Written task:
Give the material once more, word for word, without any images.

Data provided:
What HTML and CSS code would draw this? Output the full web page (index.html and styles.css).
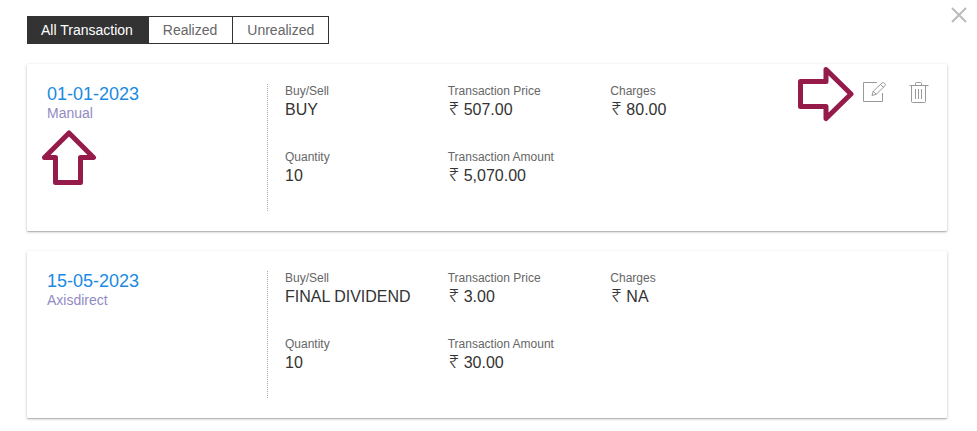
FILE: index.html
```html
<!DOCTYPE html>
<html lang="en">
<head>
<meta charset="utf-8">
<title>Transactions</title>
<link rel="stylesheet" href="styles.css">
</head>
<body>
<button class="close" type="button" aria-label="Close">
  <svg width="16" height="16" viewBox="0 0 16 16"><path d="M1 1L15 15M15 1L1 15"/></svg>
</button>
<main class="page">
  <nav class="tabs" aria-label="Transaction type">
    <button class="tab tab-active" type="button">All Transaction</button>
    <button class="tab" type="button">Realized</button>
    <button class="tab" type="button">Unrealized</button>
  </nav>

  <article class="card">
    <header class="source">
      <h2 class="date">01-01-2023</h2>
      <p class="origin">Manual</p>
    </header>
    <div class="details">
      <dl class="facts">
        <div><dt>Buy/Sell</dt><dd>BUY</dd></div>
        <div><dt>Transaction Price</dt><dd><span class="rupee">₹</span>507.00</dd></div>
        <div><dt>Charges</dt><dd><span class="rupee">₹</span>80.00</dd></div>
        <div><dt>Quantity</dt><dd>10</dd></div>
        <div><dt>Transaction Amount</dt><dd><span class="rupee">₹</span>5,070.00</dd></div>
      </dl>
      <div class="actions">
        <button class="action" type="button" aria-label="Edit">
          <svg width="24" height="22" viewBox="0 0 24 22"><path d="M14 .5H.5V19.500H19.500V11"/><path d="M9 13.500L10.200 9.200L19.300 .8Q20.500 .2 21.600 1.300Q22.700 2.500 22.100 3.600L13.200 12.300ZM10.200 9.200L13.200 12.300M17.500 2.500L20.500 5.500"/></svg>
        </button>
        <button class="action" type="button" aria-label="Delete">
          <svg width="20" height="22" viewBox="0 0 20 22"><path d="M.5 3.500H19.500M6.500 3V1.500Q6.500 .5 7.500 .5H11.500Q12.500 .5 12.500 1.500V3M2.500 4V19.500Q2.500 20.500 3.500 20.500H15.500Q16.500 20.500 16.500 19.500V4M6.500 7V17M9.500 7V17M12.500 7V17"/></svg>
        </button>
      </div>
    </div>
    <svg class="pointer pointer-up" width="56" height="57" viewBox="0 0 56 57"><path d="M28 3L52.500 27.500H39.500V52.500H14.500V27.500H3.500Z"/></svg>
    <svg class="pointer pointer-right" width="57" height="56" viewBox="0 0 57 56"><path d="M3.500 15.500H29V3.500L54 28L29 52.500V40.500H3.500Z"/></svg>
  </article>

  <article class="card">
    <header class="source">
      <h2 class="date">15-05-2023</h2>
      <p class="origin">Axisdirect</p>
    </header>
    <div class="details">
      <dl class="facts">
        <div><dt>Buy/Sell</dt><dd>FINAL DIVIDEND</dd></div>
        <div><dt>Transaction Price</dt><dd><span class="rupee">₹</span>3.00</dd></div>
        <div><dt>Charges</dt><dd><span class="rupee">₹</span>NA</dd></div>
        <div><dt>Quantity</dt><dd>10</dd></div>
        <div><dt>Transaction Amount</dt><dd><span class="rupee">₹</span>30.00</dd></div>
      </dl>
      <div class="actions"></div>
    </div>
  </article>
</main>
</body>
</html>
```
FILE: styles.css
```css
* {
  box-sizing: border-box;
}

body {
  margin: 0;
  background: #fff;
  color: #333;
  font-family: "Liberation Sans", Arial, sans-serif;
}

h2, p, dl, dt, dd {
  margin: 0;
  font-weight: 400;
}

button {
  border: 0;
  background: none;
  font-family: inherit;
  cursor: pointer;
}

svg {
  display: block;
  fill: none;
}

.page {
  padding: 16px 30px 12px 27px;
}

.close {
  position: absolute;
  top: 7px;
  right: 10px;
  padding: 0;
  stroke: #bbb;
  stroke-width: 2;
}

.tabs {
  display: inline-flex;
  height: 28px;
  margin-bottom: 20px;
  border: 1px solid #333;
  vertical-align: top;
}

.tab {
  padding: 0 15px 0 14px;
  border-left: 1px solid #333;
  color: #666;
  font-size: 14px;
  line-height: 26px;
}

.tab:last-child {
  padding-right: 14px;
}

.tab-active {
  padding-left: 13px;
  border-left: 0;
  background: #333;
  color: #fff;
}

.card {
  position: relative;
  display: flex;
  margin-bottom: 20px;
  padding: 20px;
  border-radius: 1px;
  background: #fff;
  box-shadow: 0 1px 3px rgba(0, 0, 0, 0.25), 0 1px 1px rgba(0, 0, 0, 0.15);
}

.card:last-child {
  margin-bottom: 0;
}

.source {
  flex: 0 0 25%;
}

.date {
  color: #1a8ae2;
  font-size: 18px;
  line-height: 20px;
}

.origin {
  color: #918bc3;
  font-size: 14px;
  line-height: 18px;
}

.details {
  display: flex;
  flex: 1;
  padding-left: 17px;
  border-left: 1px dotted #aaa;
}

.facts {
  display: grid;
  flex: 1;
  grid-template-columns: repeat(3, 1fr);
  row-gap: 28px;
  padding-bottom: 23px;
}

dt {
  color: #666;
  font-size: 12px;
  line-height: 14px;
}

dd {
  font-size: 16px;
  line-height: 24px;
}

.rupee {
  display: inline-block;
  width: 16px;
  padding-left: 1px;
  font-family: "Open Sans", "Noto Sans", sans-serif;
  font-size: 18px;
  font-weight: 300;
  line-height: 16px;
}

.actions {
  display: flex;
  flex: 0 0 156px;
  align-items: flex-start;
  justify-content: flex-end;
  gap: 22px;
  margin: -2px -2px 0 0;
}

.action {
  padding: 0;
  stroke: #999;
}

.pointer {
  position: absolute;
  stroke: #951b4b;
  stroke-width: 5;
  stroke-linejoin: round;
}

.pointer-up {
  top: 66px;
  left: 14px;
}

.pointer-right {
  top: 2px;
  right: 93px;
}
```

Exercise answer:
What HTML and CSS code would draw this? Output the full web page (index.html and styles.css).
FILE: index.html
```html
<!DOCTYPE html>
<html lang="en">
<head>
<meta charset="utf-8">
<title>Transactions</title>
<link rel="stylesheet" href="styles.css">
</head>
<body>
<button class="close" type="button" aria-label="Close">
  <svg width="16" height="16" viewBox="0 0 16 16"><path d="M1 1L15 15M15 1L1 15"/></svg>
</button>
<main class="page">
  <nav class="tabs" aria-label="Transaction type">
    <button class="tab tab-active" type="button">All Transaction</button>
    <button class="tab" type="button">Realized</button>
    <button class="tab" type="button">Unrealized</button>
  </nav>

  <article class="card">
    <header class="source">
      <h2 class="date">01-01-2023</h2>
      <p class="origin">Manual</p>
    </header>
    <div class="details">
      <dl class="facts">
        <div><dt>Buy/Sell</dt><dd>BUY</dd></div>
        <div><dt>Transaction Price</dt><dd><span class="rupee">₹</span>507.00</dd></div>
        <div><dt>Charges</dt><dd><span class="rupee">₹</span>80.00</dd></div>
        <div><dt>Quantity</dt><dd>10</dd></div>
        <div><dt>Transaction Amount</dt><dd><span class="rupee">₹</span>5,070.00</dd></div>
      </dl>
      <div class="actions">
        <button class="action" type="button" aria-label="Edit">
          <svg width="24" height="22" viewBox="0 0 24 22"><path d="M14 .5H.5V19.500H19.500V11"/><path d="M9 13.500L10.200 9.200L19.300 .8Q20.500 .2 21.600 1.300Q22.700 2.500 22.100 3.600L13.200 12.300ZM10.200 9.200L13.200 12.300M17.500 2.500L20.500 5.500"/></svg>
        </button>
        <button class="action" type="button" aria-label="Delete">
          <svg width="20" height="22" viewBox="0 0 20 22"><path d="M.5 3.500H19.500M6.500 3V1.500Q6.500 .5 7.500 .5H11.500Q12.500 .5 12.500 1.500V3M2.500 4V19.500Q2.500 20.500 3.500 20.500H15.500Q16.500 20.500 16.500 19.500V4M6.500 7V17M9.500 7V17M12.500 7V17"/></svg>
        </button>
      </div>
    </div>
    <svg class="pointer pointer-up" width="56" height="57" viewBox="0 0 56 57"><path d="M28 3L52.500 27.500H39.500V52.500H14.500V27.500H3.500Z"/></svg>
    <svg class="pointer pointer-right" width="57" height="56" viewBox="0 0 57 56"><path d="M3.500 15.500H29V3.500L54 28L29 52.500V40.500H3.500Z"/></svg>
  </article>

  <article class="card">
    <header class="source">
      <h2 class="date">15-05-2023</h2>
      <p class="origin">Axisdirect</p>
    </header>
    <div class="details">
      <dl class="facts">
        <div><dt>Buy/Sell</dt><dd>FINAL DIVIDEND</dd></div>
        <div><dt>Transaction Price</dt><dd><span class="rupee">₹</span>3.00</dd></div>
        <div><dt>Charges</dt><dd><span class="rupee">₹</span>NA</dd></div>
        <div><dt>Quantity</dt><dd>10</dd></div>
        <div><dt>Transaction Amount</dt><dd><span class="rupee">₹</span>30.00</dd></div>
      </dl>
      <div class="actions"></div>
    </div>
  </article>
</main>
</body>
</html>
```
FILE: styles.css
```css
* {
  box-sizing: border-box;
}

body {
  margin: 0;
  background: #fff;
  color: #333;
  font-family: "Liberation Sans", Arial, sans-serif;
}

h2, p, dl, dt, dd {
  margin: 0;
  font-weight: 400;
}

button {
  border: 0;
  background: none;
  font-family: inherit;
  cursor: pointer;
}

svg {
  display: block;
  fill: none;
}

.page {
  padding: 16px 30px 12px 27px;
}

.close {
  position: absolute;
  top: 7px;
  right: 10px;
  padding: 0;
  stroke: #bbb;
  stroke-width: 2;
}

.tabs {
  display: inline-flex;
  height: 28px;
  margin-bottom: 20px;
  border: 1px solid #333;
  vertical-align: top;
}

.tab {
  padding: 0 15px 0 14px;
  border-left: 1px solid #333;
  color: #666;
  font-size: 14px;
  line-height: 26px;
}

.tab:last-child {
  padding-right: 14px;
}

.tab-active {
  padding-left: 13px;
  border-left: 0;
  background: #333;
  color: #fff;
}

.card {
  position: relative;
  display: flex;
  margin-bottom: 20px;
  padding: 20px;
  border-radius: 1px;
  background: #fff;
  box-shadow: 0 1px 3px rgba(0, 0, 0, 0.25), 0 1px 1px rgba(0, 0, 0, 0.15);
}

.card:last-child {
  margin-bottom: 0;
}

.source {
  flex: 0 0 25%;
}

.date {
  color: #1a8ae2;
  font-size: 18px;
  line-height: 20px;
}

.origin {
  color: #918bc3;
  font-size: 14px;
  line-height: 18px;
}

.details {
  display: flex;
  flex: 1;
  padding-left: 17px;
  border-left: 1px dotted #aaa;
}

.facts {
  display: grid;
  flex: 1;
  grid-template-columns: repeat(3, 1fr);
  row-gap: 28px;
  padding-bottom: 23px;
}

dt {
  color: #666;
  font-size: 12px;
  line-height: 14px;
}

dd {
  font-size: 16px;
  line-height: 24px;
}

.rupee {
  display: inline-block;
  width: 16px;
  padding-left: 1px;
  font-family: "Open Sans", "Noto Sans", sans-serif;
  font-size: 18px;
  font-weight: 300;
  line-height: 16px;
}

.actions {
  display: flex;
  flex: 0 0 156px;
  align-items: flex-start;
  justify-content: flex-end;
  gap: 22px;
  margin: -2px -2px 0 0;
}

.action {
  padding: 0;
  stroke: #999;
}

.pointer {
  position: absolute;
  stroke: #951b4b;
  stroke-width: 5;
  stroke-linejoin: round;
}

.pointer-up {
  top: 66px;
  left: 14px;
}

.pointer-right {
  top: 2px;
  right: 93px;
}
```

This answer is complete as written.